As the Supreme Reich Authority in Bohemia and Moravia,
Frick bears general responsibility for the acts of oppression in that
territory after 20th August, 1943,
such as terrorism of the population, slave labour, and the deportation
of Jews to the concentration camps for extermination. It is true that
Frick's duties as Reich Protector were considerably more limited than
those of his predecessor, and that he had no legislative and limited
personal executive authority in the Protectorate. Nevertheless, Frick
knew full well what the Nazi policies of occupation were in Europe,
particularly with respect to Jews, at that time, and by accepting the
office of Reich Protector he assumed responsibility for carrying out
those policies in Bohemia and Moravia.
German citizenship in the occupied countries as well
as in the Reich came under his jurisdiction while he was Minister of
the Interior. Having created a racial register of persons of German
extraction, Frick conferred German citizenship on certain categories
of citizens of foreign countries. He is responsible for Germanisation
in Austria, Sudetenland, Memel, Danzig, Eastern Territories (West Prussia
and Posen), and in the territories of the Eupen, Malmedy, and Moresnot.
He forced on the citizens of these territories, German law, German courts,
German education, German police security, and compulsory military service.
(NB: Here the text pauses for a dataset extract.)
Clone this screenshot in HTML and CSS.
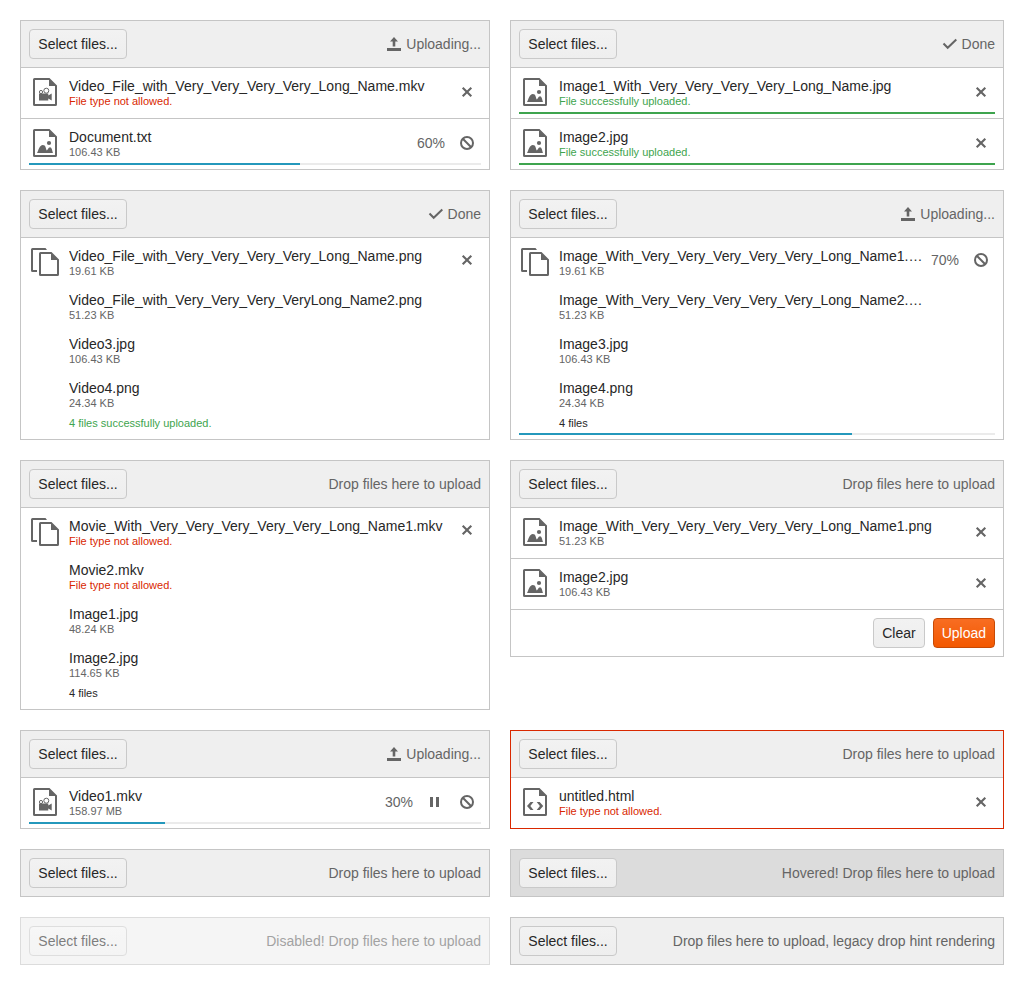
FILE: index.html
```html
<!DOCTYPE html>
<html lang="en">
<head>
<meta charset="utf-8">
<title>Upload</title>
<link rel="stylesheet" href="styles.css">
</head>
<body>
<svg class="sprite" aria-hidden="true">
  <symbol id="file" viewBox="0 0 24 28"><path fill-rule="evenodd" d="M1.500 0H16.500L24 7.500V26.500Q24 28 22.500 28H1.500Q0 28 0 26.500V1.500Q0 0 1.500 0ZM2 2V26H22V8H16V2Z"/></symbol>
  <symbol id="image" viewBox="0 0 24 28"><use href="#file" width="24" height="28"/><circle cx="16" cy="14" r="2.100"/><path d="M4 24C5.500 21.500 6.500 16 9.800 16S12.500 19.500 13.800 21.500C14.800 21 15.200 18.300 17 18.300S19.200 22 20 24Z"/></symbol>
  <symbol id="video" viewBox="0 0 24 28"><use href="#file" width="24" height="28"/><g fill="none" stroke="currentColor"><circle cx="8" cy="14" r="1.600"/><circle cx="13.300" cy="12.700" r="2.500"/></g><path d="M6 15.600H15.300V17.500L18.700 15.500V22.500L15.300 20.500V22.400H6Z"/></symbol>
  <symbol id="code" viewBox="0 0 24 28"><use href="#file" width="24" height="28"/><path d="M7.500 14H10.500L7.300 18L10.500 22H7.500L4 18ZM16.700 14H13.700L16.900 18L13.700 22H16.700L20.200 18Z"/></symbol>
  <symbol id="files" viewBox="0 0 28 28"><path d="M1.500 0H14.500L16 2H2V22H6V24H1.500Q0 24 0 22.500V1.500Q0 0 1.500 0Z"/><path fill-rule="evenodd" d="M9.500 4H20.500L28 11.500V26.500Q28 28 26.500 28H9.500Q8 28 8 26.500V5.500Q8 4 9.500 4ZM10 6V26H26V12H20V6Z"/></symbol>
  <symbol id="close" viewBox="0 0 16 16"><path fill="none" stroke="currentColor" stroke-width="2.100" d="M3.700 3.700L12.300 12.300M12.300 3.700L3.700 12.300"/></symbol>
  <symbol id="cancel" viewBox="0 0 16 16"><g fill="none" stroke="currentColor" stroke-width="2"><circle cx="8" cy="8" r="6"/><path d="M3.800 3.800L12.200 12.200"/></g></symbol>
  <symbol id="pause" viewBox="0 0 16 16"><path d="M3 3H6V13H3ZM9 3H12V13H9Z"/></symbol>
  <symbol id="check" viewBox="0 0 16 16"><path fill="none" stroke="currentColor" stroke-width="2" d="M1.500 7.500L5.700 11.800L14.300 3.500"/></symbol>
  <symbol id="upload" viewBox="0 0 16 16"><path d="M1 12H15V15H1ZM8 1L12 5.500H9.300V10.500H6.700V5.500H4Z"/></symbol>
</svg>

<main class="demo">
  <section class="upload">
    <header class="dropzone">
      <button class="button select" type="button">Select files...</button>
      <span class="status"><svg class="icon"><use href="#upload"/></svg>Uploading...</span>
    </header>
    <ul class="list">
      <li class="item">
        <div class="body">
          <span class="type"><svg class="file-icon"><use href="#video"/></svg></span>
          <div class="files"><div class="file"><span class="name">Video_File_with_Very_Very_Very_Very_Long_Name.mkv</span><span class="note error">File type not allowed.</span></div></div>
          <div class="actions"><button class="action" type="button" aria-label="Remove"><svg class="icon"><use href="#close"/></svg></button></div>
        </div>
      </li>
      <li class="item">
        <div class="body">
          <span class="type"><svg class="file-icon"><use href="#image"/></svg></span>
          <div class="files"><div class="file"><span class="name">Document.txt</span><span class="note">106.43 KB</span></div></div>
          <div class="actions"><span class="percent">60%</span><button class="action" type="button" aria-label="Cancel"><svg class="icon"><use href="#cancel"/></svg></button></div>
        </div>
        <div class="track"><div class="bar" style="width:60%"></div></div>
      </li>
    </ul>
  </section>

  <section class="upload">
    <header class="dropzone">
      <button class="button select" type="button">Select files...</button>
      <span class="status"><svg class="icon"><use href="#check"/></svg>Done</span>
    </header>
    <ul class="list">
      <li class="item">
        <div class="body">
          <span class="type"><svg class="file-icon"><use href="#image"/></svg></span>
          <div class="files"><div class="file"><span class="name">Image1_With_Very_Very_Very_Very_Long_Name.jpg</span><span class="note success">File successfully uploaded.</span></div></div>
          <div class="actions"><button class="action" type="button" aria-label="Remove"><svg class="icon"><use href="#close"/></svg></button></div>
        </div>
        <div class="track"><div class="bar complete" style="width:100%"></div></div>
      </li>
      <li class="item">
        <div class="body">
          <span class="type"><svg class="file-icon"><use href="#image"/></svg></span>
          <div class="files"><div class="file"><span class="name">Image2.jpg</span><span class="note success">File successfully uploaded.</span></div></div>
          <div class="actions"><button class="action" type="button" aria-label="Remove"><svg class="icon"><use href="#close"/></svg></button></div>
        </div>
        <div class="track"><div class="bar complete" style="width:100%"></div></div>
      </li>
    </ul>
  </section>

  <section class="upload">
    <header class="dropzone">
      <button class="button select" type="button">Select files...</button>
      <span class="status"><svg class="icon"><use href="#check"/></svg>Done</span>
    </header>
    <ul class="list">
      <li class="item batch">
        <div class="body">
          <span class="type"><svg class="files-icon"><use href="#files"/></svg></span>
          <div class="files">
            <div class="file"><span class="name">Video_File_with_Very_Very_Very_Very_Long_Name.png</span><span class="note">19.61 KB</span></div>
            <div class="file"><span class="name">Video_File_with_Very_Very_Very_VeryLong_Name2.png</span><span class="note">51.23 KB</span></div>
            <div class="file"><span class="name">Video3.jpg</span><span class="note">106.43 KB</span></div>
            <div class="file"><span class="name">Video4.png</span><span class="note">24.34 KB</span></div>
            <span class="summary success">4 files successfully uploaded.</span>
          </div>
          <div class="actions"><button class="action" type="button" aria-label="Remove"><svg class="icon"><use href="#close"/></svg></button></div>
        </div>
      </li>
    </ul>
  </section>

  <section class="upload">
    <header class="dropzone">
      <button class="button select" type="button">Select files...</button>
      <span class="status"><svg class="icon"><use href="#upload"/></svg>Uploading...</span>
    </header>
    <ul class="list">
      <li class="item batch">
        <div class="body">
          <span class="type"><svg class="files-icon"><use href="#files"/></svg></span>
          <div class="files">
            <div class="file"><span class="name">Image_With_Very_Very_Very_Very_Very_Long_Name1.png</span><span class="note">19.61 KB</span></div>
            <div class="file"><span class="name">Image_With_Very_Very_Very_Very_Very_Long_Name2.png</span><span class="note">51.23 KB</span></div>
            <div class="file"><span class="name">Image3.jpg</span><span class="note">106.43 KB</span></div>
            <div class="file"><span class="name">Image4.png</span><span class="note">24.34 KB</span></div>
            <span class="summary">4 files</span>
          </div>
          <div class="actions"><span class="percent">70%</span><button class="action" type="button" aria-label="Cancel"><svg class="icon"><use href="#cancel"/></svg></button></div>
        </div>
        <div class="track"><div class="bar" style="width:70%"></div></div>
      </li>
    </ul>
  </section>

  <section class="upload">
    <header class="dropzone">
      <button class="button select" type="button">Select files...</button>
      <span class="status">Drop files here to upload</span>
    </header>
    <ul class="list">
      <li class="item batch">
        <div class="body">
          <span class="type"><svg class="files-icon"><use href="#files"/></svg></span>
          <div class="files">
            <div class="file"><span class="name">Movie_With_Very_Very_Very_Very_Very_Long_Name1.mkv</span><span class="note error">File type not allowed.</span></div>
            <div class="file"><span class="name">Movie2.mkv</span><span class="note error">File type not allowed.</span></div>
            <div class="file"><span class="name">Image1.jpg</span><span class="note">48.24 KB</span></div>
            <div class="file"><span class="name">Image2.jpg</span><span class="note">114.65 KB</span></div>
            <span class="summary">4 files</span>
          </div>
          <div class="actions"><button class="action" type="button" aria-label="Remove"><svg class="icon"><use href="#close"/></svg></button></div>
        </div>
      </li>
    </ul>
  </section>

  <section class="upload">
    <header class="dropzone">
      <button class="button select" type="button">Select files...</button>
      <span class="status">Drop files here to upload</span>
    </header>
    <ul class="list">
      <li class="item">
        <div class="body">
          <span class="type"><svg class="file-icon"><use href="#image"/></svg></span>
          <div class="files"><div class="file"><span class="name">Image_With_Very_Very_Very_Very_Very_Long_Name1.png</span><span class="note">51.23 KB</span></div></div>
          <div class="actions"><button class="action" type="button" aria-label="Remove"><svg class="icon"><use href="#close"/></svg></button></div>
        </div>
      </li>
      <li class="item">
        <div class="body">
          <span class="type"><svg class="file-icon"><use href="#image"/></svg></span>
          <div class="files"><div class="file"><span class="name">Image2.jpg</span><span class="note">106.43 KB</span></div></div>
          <div class="actions"><button class="action" type="button" aria-label="Remove"><svg class="icon"><use href="#close"/></svg></button></div>
        </div>
      </li>
    </ul>
    <footer class="footer">
      <button class="button" type="button">Clear</button>
      <button class="button primary" type="button">Upload</button>
    </footer>
  </section>

  <section class="upload">
    <header class="dropzone">
      <button class="button select" type="button">Select files...</button>
      <span class="status"><svg class="icon"><use href="#upload"/></svg>Uploading...</span>
    </header>
    <ul class="list">
      <li class="item">
        <div class="body">
          <span class="type"><svg class="file-icon"><use href="#video"/></svg></span>
          <div class="files"><div class="file"><span class="name">Video1.mkv</span><span class="note">158.97 MB</span></div></div>
          <div class="actions"><span class="percent">30%</span><button class="action" type="button" aria-label="Pause"><svg class="icon"><use href="#pause"/></svg></button><button class="action" type="button" aria-label="Cancel"><svg class="icon"><use href="#cancel"/></svg></button></div>
        </div>
        <div class="track"><div class="bar" style="width:30%"></div></div>
      </li>
    </ul>
  </section>

  <section class="upload invalid">
    <header class="dropzone">
      <button class="button select" type="button">Select files...</button>
      <span class="status">Drop files here to upload</span>
    </header>
    <ul class="list">
      <li class="item">
        <div class="body">
          <span class="type"><svg class="file-icon"><use href="#code"/></svg></span>
          <div class="files"><div class="file"><span class="name">untitled.html</span><span class="note error">File type not allowed.</span></div></div>
          <div class="actions"><button class="action" type="button" aria-label="Remove"><svg class="icon"><use href="#close"/></svg></button></div>
        </div>
      </li>
    </ul>
  </section>

  <section class="upload">
    <header class="dropzone">
      <button class="button select" type="button">Select files...</button>
      <span class="status">Drop files here to upload</span>
    </header>
  </section>

  <section class="upload">
    <header class="dropzone hovered">
      <button class="button select" type="button">Select files...</button>
      <span class="status">Hovered! Drop files here to upload</span>
    </header>
  </section>

  <section class="upload disabled">
    <header class="dropzone">
      <button class="button select" type="button" disabled>Select files...</button>
      <span class="status">Disabled! Drop files here to upload</span>
    </header>
  </section>

  <section class="upload">
    <header class="dropzone">
      <button class="button select" type="button">Select files...</button>
      <span class="status">Drop files here to upload, legacy drop hint rendering</span>
    </header>
  </section>
</main>
</body>
</html>
```
FILE: styles.css
```css
* {
  box-sizing: border-box;
}

body {
  margin: 0;
  background: #fff;
  color: #272727;
  font: 14px/20px "Liberation Sans", Arial, sans-serif;
}

.sprite {
  display: none;
}

.demo {
  display: grid;
  grid-template-columns: minmax(0, 470fr) minmax(0, 494fr);
  gap: 20px;
  align-items: start;
  padding: 20px;
}

.upload {
  border: 1px solid #c5c5c5;
  background: #fff;
}

.upload.invalid {
  border-color: #d92800;
}

.upload.disabled {
  opacity: 0.6;
}

.dropzone {
  display: flex;
  align-items: center;
  justify-content: space-between;
  padding: 8px;
  background: #efefef;
}

.dropzone.hovered {
  background: #dcdcdc;
}

.button {
  height: 30px;
  padding: 0 8px;
  border: 1px solid #c9c9c9;
  border-radius: 4px;
  background: linear-gradient(#f2f2f2, #eeeeee);
  color: #272727;
  font: inherit;
  white-space: nowrap;
}

.button.select {
  min-width: 98px;
}

.button.primary {
  border-color: #c74a05;
  background: linear-gradient(#f86d22, #f35800);
  color: #fff;
}

.status {
  display: flex;
  align-items: center;
  gap: 4px;
  color: #656565;
}

.icon {
  display: block;
  width: 16px;
  height: 16px;
  fill: currentColor;
}

.list {
  margin: 0;
  padding: 0;
  list-style: none;
}

.item {
  min-height: 51px;
  padding: 8px 8px 4px;
  border-top: 1px solid #c5c5c5;
}

.body {
  display: flex;
  gap: 8px;
  min-height: 36px;
}

.type {
  display: flex;
  flex: none;
  align-items: center;
  justify-content: center;
  width: 32px;
  height: 32px;
  color: #656565;
}

.file-icon {
  width: 24px;
  height: 28px;
  fill: currentColor;
}

.files-icon {
  width: 28px;
  height: 28px;
  fill: currentColor;
}

.files {
  display: flex;
  flex: 1;
  flex-direction: column;
  gap: 13px;
  min-width: 0;
}

.name {
  display: block;
  overflow: hidden;
  text-overflow: ellipsis;
  white-space: nowrap;
}

.note {
  display: block;
  color: #656565;
  font-size: 11px;
  line-height: 11px;
}

.summary {
  margin-top: -4px;
  font-size: 11px;
  line-height: 11px;
}

.error {
  color: #d92800;
}

.success {
  color: #3ea44e;
}

.actions {
  display: flex;
  flex: none;
  align-items: center;
  gap: 4px;
  height: 32px;
  color: #656565;
}

.percent {
  margin-right: 4px;
}

.action {
  display: flex;
  align-items: center;
  justify-content: center;
  width: 28px;
  height: 28px;
  padding: 0;
  border: 0;
  background: none;
  color: inherit;
}

.batch {
  padding-bottom: 6px;
}

.batch .body {
  padding-bottom: 4px;
}

.batch:has(.track) {
  padding-bottom: 4px;
}

.batch .actions {
  height: 28px;
}

.track {
  height: 2px;
  background: #ebebeb;
}

.bar {
  height: 2px;
  background: #2498bc;
}

.bar.complete {
  background: #3ea44e;
}

.footer {
  display: flex;
  justify-content: flex-end;
  gap: 8px;
  padding: 8px;
  border-top: 1px solid #c5c5c5;
}
```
During the war nursing homes, hospitals, and asylums
in which euthanasia was practiced as described elsewhere in this Judgment,
came under Frick's jurisdiction. He had knowledge that insane, sick
and aged people, "useless eaters," were being systematically
put to death. Complaints of these murders reached him, but he did nothing
to stop them. A report of the Czechoslovak War Crimes Commission estimated
that 275,000 mentally deficient and aged people, for whose welfare he
was responsible, fell victim to it.
Conclusion
The Tribunal finds that Frick is not guilty on Count One. He is guilty on Counts Two, Three and Four.